The thing that really shocked me was learning that vanilla is a cash crop.  It's really easy to steal and I met farmers who had been robbed.  One poor farmer had even been tied up whilst a gang stripped his harvest in front of him, and damaged the orchids so the next crop was done for too ...  and there are no state benefits in Uganda. 

The worried farmers are then approached by unscrupulous buyers ..  and the vanilla is sold unripe, often for less than it cost to grown out of fear.  This cheap vanilla isn't good though. It has not had the time to mature into the beautiful plump dark rich vanilla that makes our cakes taste so amazing.   

As I chatted to the farmers it became clear that Fair Trade has been helping the farmers to form associations to close down the places stolen vanilla can be sold.  As well as teaching the farmers to grow sustainably Lulu and new team also work really hard to persuade the farmers to keep their crop on the vines to ripen naturally ..  which is why the vanilla is so flavoursome. 
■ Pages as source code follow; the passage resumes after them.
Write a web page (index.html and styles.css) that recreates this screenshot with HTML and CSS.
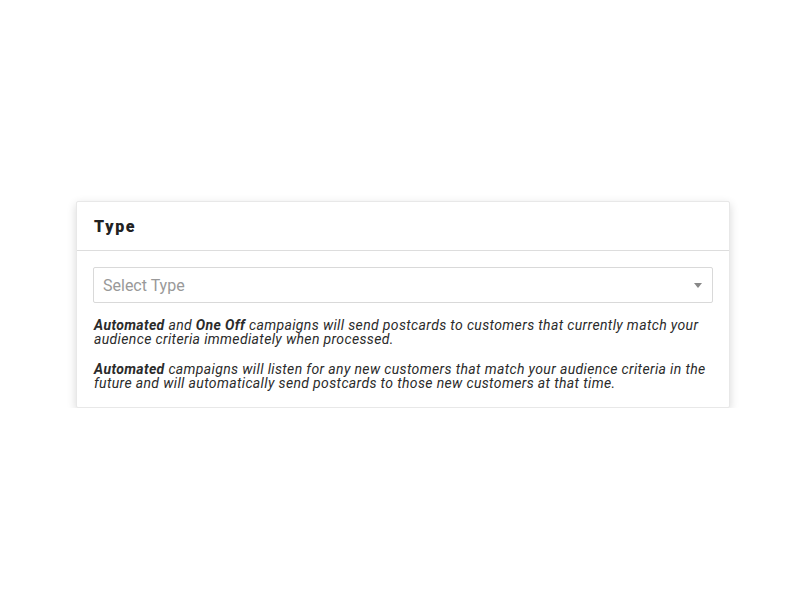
FILE: index.html
```html
<!DOCTYPE html>
<html>
<head>
<meta charset="utf-8">
<link rel="stylesheet" href="styles.css">
</head>
<body>
<div class="page">
  <section class="card">
    <header class="card-header"><h2 class="card-title">Type</h2></header>
    <div class="card-body">
      <div class="select">
        <span class="select-placeholder">Select Type</span>
        <span class="select-caret"></span>
      </div>
      <p class="note"><b>Automated</b> and <b>One Off</b> campaigns will send postcards to customers that currently match your audience criteria immediately when processed.</p>
      <p class="note"><b>Automated</b> campaigns will listen for any new customers that match your audience criteria in the future and will automatically send postcards to those new customers at that time.</p>
    </div>
  </section>
</div>
</body>
</html>
```
FILE: styles.css
```css
html, body { margin: 0; padding: 0; background: #fff; }
body { font-family: Roboto, "Liberation Sans", sans-serif; color: #333; }
.page { padding: 201px 0 0 76px; }
.card {
  width: 654px;
  background: #fff;
  border: 1px solid #e8e8e8;
  border-radius: 2px;
  box-shadow: 0 3px 10px rgba(0,0,0,0.16);
  box-sizing: border-box;
}
.card-header {
  height: 49px;
  border-bottom: 1px solid #ddd;
  display: flex;
  align-items: center;
  padding: 0 17px;
  box-sizing: border-box;
}
.card-title {
  margin: 0;
  font-family: Roboto, "DejaVu Sans", sans-serif;
  font-weight: 900;
  font-size: 16px;
  letter-spacing: 1.7px;
  color: #222;
}
.card-body { padding: 16px 16px 17px 16px; }
.select {
  height: 36px;
  border: 1px solid #d9d9d9;
  border-radius: 2px;
  box-sizing: border-box;
  display: flex;
  align-items: center;
  justify-content: space-between;
  padding: 0 10px 0 9px;
}
.select-placeholder { font-size: 16px; color: #999; }
.select-caret {
  width: 0; height: 0;
  border-left: 4px solid transparent;
  border-right: 4px solid transparent;
  border-top: 5px solid #888;
}
.note {
  margin: 16px 0 0 1px;
  font-size: 14px;
  line-height: 13.5px;
  font-style: italic;
  letter-spacing: 0.36px;
  color: #2b2b2b;
}
.note + .note { margin-top: 17px; }
.note b { font-weight: bold; }
```
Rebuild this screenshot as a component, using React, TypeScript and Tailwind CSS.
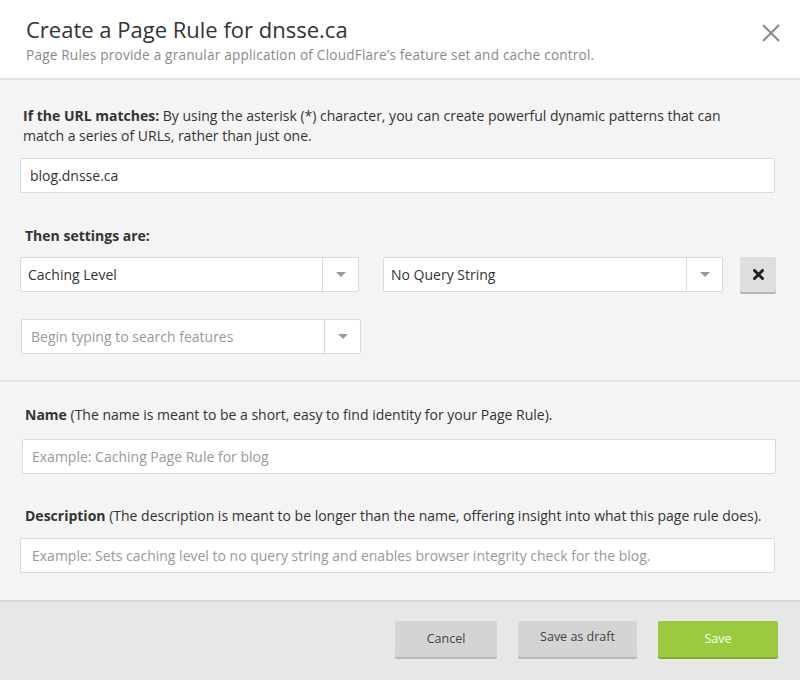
import React from "react";

function Caret() {
  return (
    <svg width="10" height="6" viewBox="0 0 10 6">
      <path d="M0 0 H10 L5 5 Z" fill="#999" />
    </svg>
  );
}

function Select({ value, placeholder, className }: { value?: string; placeholder?: string; className?: string }) {
  return (
    <div className={`flex h-[35px] bg-white border border-[#d9d9d9] rounded-[2px] ${className ?? ""}`}>
      <div className={`flex-1 flex items-center text-[14px] ${value ? "text-[#333] pl-[7px]" : "text-[#999] pl-[9px]"}`}>
        {value ?? placeholder}
      </div>
      <div className="w-[36px] border-l border-[#d9d9d9] flex items-center justify-center">
        <Caret />
      </div>
    </div>
  );
}

export default function App() {
  return (
    <div className="w-[800px] h-[680px] bg-[#f4f4f4] flex flex-col text-[#333]" style={{ fontFamily: "'Open Sans', sans-serif" }}>
      <div className="bg-white h-[80px] border-b-2 border-[#e3e3e3] flex items-start justify-between pl-[26px] pr-[20px]">
        <div className="pt-[15px]">
          <div className="text-[22px] leading-[28px] text-[#333]">Create a Page Rule for dnsse.ca</div>
          <div className="text-[13.6px] leading-[20px] text-[#8a8a8a] mt-[2px] tracking-[0.2px]">
            Page Rules provide a granular application of CloudFlare’s feature set and cache control.
          </div>
        </div>
        <svg className="mt-[24px]" width="18" height="18" viewBox="0 0 18 18">
          <path d="M1 1 L17 17 M17 1 L1 17" stroke="#8a8a8a" strokeWidth="2" />
        </svg>
      </div>

      <div className="px-[20px] pt-[26px] pb-[26px] border-b-2 border-[#e6e6e6]">
        <p className="pl-[3px] pr-[40px] text-[14px] leading-[20px]">
          <b>If the URL matches:</b> By using the asterisk (*) character, you can create powerful dynamic patterns that can match a series of URLs, rather than just one.
        </p>
        <div className="mt-[12px] mr-[5px] h-[35px] bg-white border border-[#d9d9d9] rounded-[2px] flex items-center pl-[9px] text-[14px]">
          blog.dnsse.ca
        </div>
        <div className="mt-[33px] pl-[5px] text-[14px] font-bold leading-[20px]">Then settings are:</div>
        <div className="mt-[11px] flex items-center">
          <Select value="Caching Level" className="w-[339px]" />
          <Select value="No Query String" className="w-[340px] ml-[24px]" />
          <div className="ml-[17px] w-[36px] h-[35px] bg-[#dedede] rounded-[2px] shadow-[0_2px_0_#b5b5b5] flex items-center justify-center">
            <svg width="11" height="11" viewBox="0 0 11 11">
              <path d="M1.5 1.5 L9.5 9.5 M9.5 1.5 L1.5 9.5" stroke="#222" strokeWidth="3" strokeLinecap="round" />
            </svg>
          </div>
        </div>
        <Select placeholder="Begin typing to search features" className="w-[340px] mt-[27px] ml-[1px]" />
      </div>

      <div className="px-[20px] pt-[23px] flex-1">
        <div className="pl-[5px] text-[14px] leading-[20px] [font-stretch:96%]">
          <b>Name</b> (The name is meant to be a short, easy to find identity for your Page Rule).
        </div>
        <div className="mt-[14px] ml-[2px] mr-[4px] h-[35px] bg-white border border-[#d9d9d9] rounded-[2px] flex items-center pl-[9px] text-[14px] text-[#999] [font-stretch:96%]">
          Example: Caching Page Rule for blog
        </div>
        <div className="mt-[32px] pl-[5px] text-[14px] leading-[20px] [font-stretch:96%]">
          <b>Description</b> (The description is meant to be longer than the name, offering insight into what this page rule does).
        </div>
        <div className="mt-[12px] mr-[5px] h-[35px] bg-white border border-[#d9d9d9] rounded-[2px] flex items-center pl-[11px] text-[14px] text-[#999] [font-stretch:96%]">
          Example: Sets caching level to no query string and enables browser integrity check for the blog.
        </div>
      </div>

      <div className="h-[80px] bg-[#e7e7e7] border-t-2 border-[#d8d8d8] flex items-start justify-end pr-[22px] pt-[19px] gap-[21px]">
        <button className="w-[102px] h-[36px] bg-[#d4d4d4] rounded-[2px] shadow-[0_2px_0_#b8b8b8] text-[12.5px] text-[#444]">Cancel</button>
        <button className="w-[119px] h-[36px] bg-[#d4d4d4] rounded-[2px] shadow-[0_2px_0_#b8b8b8] text-[12.5px] text-[#444] pb-[4px]">Save as draft</button>
        <button className="w-[120px] h-[36px] bg-[#9bca3e] rounded-[2px] shadow-[0_2px_0_#83ad2e] text-[12.5px] text-white">Save</button>
      </div>
    </div>
  );
}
I realise that I can't cart off the entire baking population to Uganda...  but I can bring Ndali Vanilla to my own community  ... other food bloggers .. and so I have arranged The Ndali Vanilla Gift Swap on Monday 24th September and I am delighted that it will be held at Fortnum and Mason.  

It is also the start of The Big Fair Bake Campaign which seemed so appropriate. 

So  .. on the afternoon of Monday the 24th September at 3pm I am inviting Bloggers to take part in the Ndali Vanilla Fair Trade Gift Swap.   I have just 50 spaces and lots of Vanilla to send out.

On the day 
You will need to bring along your gifts to Fortnum & Mason's 4th floor at 3pm (your forms must be attached securely in an envelope.)  Your gift needs to be entered into the swap by 3.45pm. Your gift get’s a number and a category.  At the end of the event you get to pick out the tickets (According to how many gifts you brought with you) out of the bowl and leave with the gifts correlating to the number that you have picked from the bowl it's like a raffle and you will leave with someone else’s gifts.  I wanted to add a bit of gentle competition to it all ...  so I am delighted that author and Sunday Times food writter Lucas Hollweg has kindly offered the very difficult job of judging the best the gifts. 

 The timetable is as follows: 

4 - 6pm Lucas & team will judge the entries and pick the winning gifts.

6.15 pm you pick a ticket out of all the entries and you leave with a gift.  

The gift categories are:
1 Biscuits
2  Cake  / cupcake
3 Sweets
4 Preserve .... * NEW catagory 

The Prizes are as follows
1 Best Biscuit - New color Kenwood K-Mix
2 Best Cake / cupcake - New color Kenwood K-Mix
3 Best Sweet - New color Kenwood K-Mix
4 Best Preserve ... * - Fortnum and Maison Hamper 

and runner up prizes New color Kenwood Hand Mixers and Blenders 

Prizes are from the leading brand of kitchen appliances Kenwood.  (hurrah for British design!) 

The Rules

You must first email me with your postal address so I can send you some Ndali Vanilla.

You must then share your  Fair Trade Ndali Vanilla recipe and blog about your gift using the Fortnum & Mason Ndali Vanilla / Fortnum logo used here in your blog post.

You may enter up to 3 categories. Minimum entry is 1 category. 

Any combination of ingredients can be used .. e.g. strawberry and vanilla or chocolate and vanilla .. or just plain vanilla. ..  the choice is yours.  

You must provide an envelope with your forms (that I will email)  inside and your name and email address. Ingredients must be clearly marked to accommodate any food allergies.

All gifts must be packaged in a way that is appropriate for someone to open them to judge easily and for someone else to transport home. 

Prizes will be sent directly to the winners.  If you win you will need to leave your address with me at the end of the day. 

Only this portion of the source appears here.